Saturday, July 13, 2013
This past week was all about consistency for me. I was focused on drinking enough water, avoiding soda, and getting at least ten minutes of exercise in per day. I did really well!
After a few false starts I finished strong with drinking water as my main beverage. A couple of days I surprised myself by drinking ten glasses instead of eight. I wasn't aiming to drink more than eight, I just reached for water instead of other beverages and found myself easily meeting that goal. Soda continues to beckon, but I resisted the temptation to buy some both the night I attended a concert in the park and when I went grocery shopping. Two wins!

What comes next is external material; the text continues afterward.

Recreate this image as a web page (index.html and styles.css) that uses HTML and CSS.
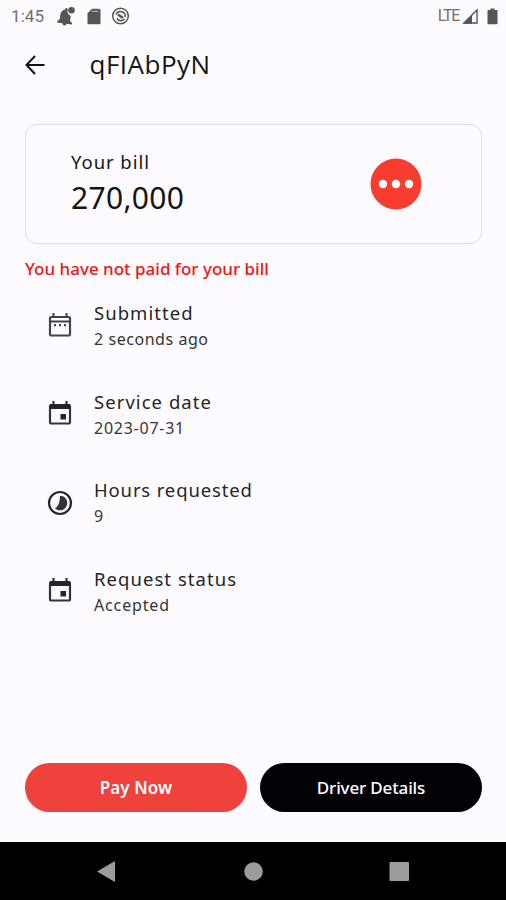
FILE: index.html
```html
<!DOCTYPE html>
<html lang="en">
<head>
<meta charset="utf-8">
<title>Request details</title>
<link rel="stylesheet" href="styles.css">
</head>
<body>
<div class="screen">
  <div class="status">
    <span class="clock">1:45</span>
    <svg class="s-left" width="76" height="20" viewBox="0 0 76 20">
      <g fill="#555">
        <path d="M1 17.500v-1.200l2.200-2.200V9.500c0-3 1.500-5.200 4-5.900C7.200 2.200 8 2 8.500 2c.7 0 1.200.5 1.300 1.500a5 5 0 0 0 3.900 5.700v4.900l2.300 2.200v1.200h-5.500a2 2 0 0 1-4 0z" transform="rotate(8 8.500 10)"/>
        <circle cx="14.500" cy="4.200" r="3.300"/>
        <path d="M35 2.800h7q1.500 0 1.500 1.500v12.400q0 1.500-1.500 1.500H32q-1.500 0-1.500-1.500V7.300z"/>
      </g>
      <path d="M34.500 5.300h7" stroke="#aaa" stroke-width="1.300"/>
      <g fill="none" stroke="#555">
        <circle cx="63.500" cy="10" r="7.800" stroke-width="1.500"/>
        <path d="M59 8.500a4.800 4.800 0 0 1 9.200 2.500M67.500 13a4.600 4.600 0 0 1-7.600-.5" stroke-width="1.500"/>
        <path d="M61 8.500l5 3.500" stroke-width="2.600"/>
      </g>
    </svg>
    <span class="lte">LTE</span>
    <svg class="s-right" width="36" height="20" viewBox="0 0 36 20">
      <path d="M2 17L15 4v13z" fill="#fff" stroke="#555" stroke-width="1.400"/>
      <path d="M1 17.700L10 8.700v9z" fill="#555"/>
      <path d="M28.500 2.500h4v1.500H35q.5 0 .5.5v13q0 .7-.7.700h-8.600q-.7 0-.7-.7v-13q0-.5.500-.5h2.500z" fill="#555"/>
    </svg>
  </div>
  <header class="bar">
    <svg class="back" width="20" height="20" viewBox="0 0 20 20" fill="none" stroke="#111" stroke-width="2"><path d="M19.500 10H1.700M10 1L1.500 10l8.500 9"/></svg>
    <h1>qFIAbPyN</h1>
  </header>
  <main>
    <section class="card">
      <div>
        <div class="label">Your bill</div>
        <div class="amount">270,000</div>
      </div>
      <svg width="52" height="52" viewBox="0 0 52 52"><circle cx="26" cy="26" r="25.500" fill="#f63d30"/><g fill="#fff"><circle cx="13" cy="26" r="4.200"/><circle cx="26" cy="26" r="4.200"/><circle cx="39" cy="26" r="4.200"/></g></svg>
    </section>
    <p class="warning">You have not paid for your bill</p>
    <ul class="details">
      <li>
        <svg width="26" height="26" viewBox="0 0 26 26"><rect x="3" y="5" width="20" height="18.500" rx="1.500" fill="none" stroke="#44424c" stroke-width="2.200"/><path d="M3 9.500h20M6.500 1v4M19.500 1v4" stroke="#44424c" stroke-width="2"/><path d="M7 12h2v2.200H7zM12 12h2v2.200h-2zM17 12h2v2.200h-2z" fill="#44424c"/></svg>
        <div><div class="name n1">Submitted</div><div class="value v1">2 seconds ago</div></div>
      </li>
      <li>
        <svg width="26" height="26" viewBox="0 0 26 26"><rect x="3" y="5" width="20" height="18.500" rx="1.500" fill="none" stroke="#34323c" stroke-width="2.200"/><path d="M3 4h20v5H3zM5.500 1h2v4h-2zM18.500 1h2v4h-2zM13.500 14H19v5.500h-5.500z" fill="#25232d"/></svg>
        <div><div class="name n2">Service date</div><div class="value v2">2023-07-31</div></div>
      </li>
      <li class="hours">
        <svg width="26" height="26" viewBox="0 0 26 26"><circle cx="13" cy="13" r="11" fill="none" stroke="#25232d" stroke-width="2.200"/><path d="M13 5.700A7.300 7.300 0 1 1 7.800 18.200Q13 16 13 5.700z" fill="#34323c"/></svg>
        <div><div class="name n3">Hours requested</div><div class="value">9</div></div>
      </li>
      <li>
        <svg width="26" height="26" viewBox="0 0 26 26"><rect x="3" y="5" width="20" height="18.500" rx="1.500" fill="none" stroke="#34323c" stroke-width="2.200"/><path d="M3 4h20v5H3zM5.500 1h2v4h-2zM18.500 1h2v4h-2zM13.500 14H19v5.500h-5.500z" fill="#25232d"/></svg>
        <div><div class="name n4">Request status</div><div class="value v4">Accepted</div></div>
      </li>
    </ul>
  </main>
  <div class="actions">
    <button class="pay">Pay Now</button>
    <button class="driver">Driver Details</button>
  </div>
  <nav>
    <svg width="506" height="58" viewBox="0 0 506 58" fill="#9c9c9c"><path d="M97 29.500L115 19v21z"/><circle cx="253.500" cy="29.500" r="9.300"/><rect x="389.500" y="20" width="19.500" height="19" rx="1"/></svg>
  </nav>
</div>
</body>
</html>
```
FILE: styles.css
```css
* { box-sizing: border-box; margin: 0; padding: 0; }
body { font-family: "Noto Sans", "Open Sans", sans-serif; background: #fdfbff; color: #151515; }
svg { display: block; flex: none; }
.screen { width: 506px; height: 900px; display: flex; flex-direction: column; white-space: nowrap; overflow: hidden; }
.status { height: 32px; display: flex; align-items: center; padding: 0 8px 0 11px; color: #707070; }
.clock { width: 46px; font: 17px/32px Roboto, sans-serif; letter-spacing: 0.1px; }
.s-left { margin-top: -1px; }
.lte { margin-left: auto; font: 16px/32px Roboto, sans-serif; letter-spacing: -1.3px; margin-right: 3px; }
.s-right { margin-top: -1px; }
.bar { height: 68px; display: flex; align-items: center; padding-left: 25px; }
.bar h1 { margin-left: 44.500px; font-family: "Open Sans", sans-serif; font-size: 26px; font-weight: 400; line-height: 34px; letter-spacing: 0.5px; margin-top: -4px; }
.back { margin-top: -3px; }
main { flex: 1; padding: 24px 24px 0 25px; }
.card { height: 120px; border: 1px solid #dedce0; border-radius: 12px; display: flex; align-items: center; justify-content: space-between; padding: 0 59px 0 45px; }
.label { font-size: 18.500px; line-height: 26px; letter-spacing: 0.95px; padding-top: 1px; }
.amount { font-size: 30px; line-height: 46px; letter-spacing: 0.3px; margin-bottom: 0; }
.warning { margin-top: 12px; color: #ed1712; font-size: 17px; line-height: 26px; font-weight: 500; }
.details { list-style: none; margin-top: 17px; }
.details li { height: 88.600px; display: flex; padding-left: 22px; }
.details li > svg { margin-top: 12.500px; margin-right: 21px; }
.details .hours > svg { margin-top: 13.500px; }
.name { font-size: 18.500px; line-height: 27px; letter-spacing: 1.05px; color: #252525; }
.n3 { letter-spacing: 0.85px; }
.value { font-size: 16px; line-height: 27px; letter-spacing: 0.55px; color: #353535; }
.v2 { letter-spacing: 0.75px; }
.v4 { letter-spacing: 0.85px; }
.actions { height: 78.500px; display: flex; gap: 13px; padding: 0 24px 0 25px; align-items: flex-start; }
button { flex: 1; height: 49px; border: 0; border-radius: 25px; color: #fff; font-family: inherit; font-size: 17px; font-weight: 500; letter-spacing: -0.15px; padding-bottom: 1px; }
.pay { background: #ef423c; font-weight: 600; letter-spacing: 0.1px; }
.driver { background: #020106; }
nav { height: 58.500px; background: #000; }
```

Exercise has been fun. I have been swimming, one of the only workouts that doesn't feel like work to me. I'm hoping to find another activity that I can do indoors, or a relatively inexpensive indoor pool, for the winter. Minnesota is not very conducive to outdoor activities once the temperatures drop. I think this week, in addition to swimming, I will try out some of the SparkPeople videos. It's time to conquer that laziness, stubbornness, or lack of confidence and get moving. I feel a little silly when I try to run--it's not pretty and I end up stopping every time I see a car coming because I'm embarrassed by my lack of ability, but I will never improve that way. I should be thankful that I am able to run, whatever it looks like, and focus on improving, getting stronger, increasing endurance. I am not "that person" that exercises...but I can become her and it will amaze me when I am no longer the person with the least athletic ability or the last one chosen for a team. I'm looking forward to that!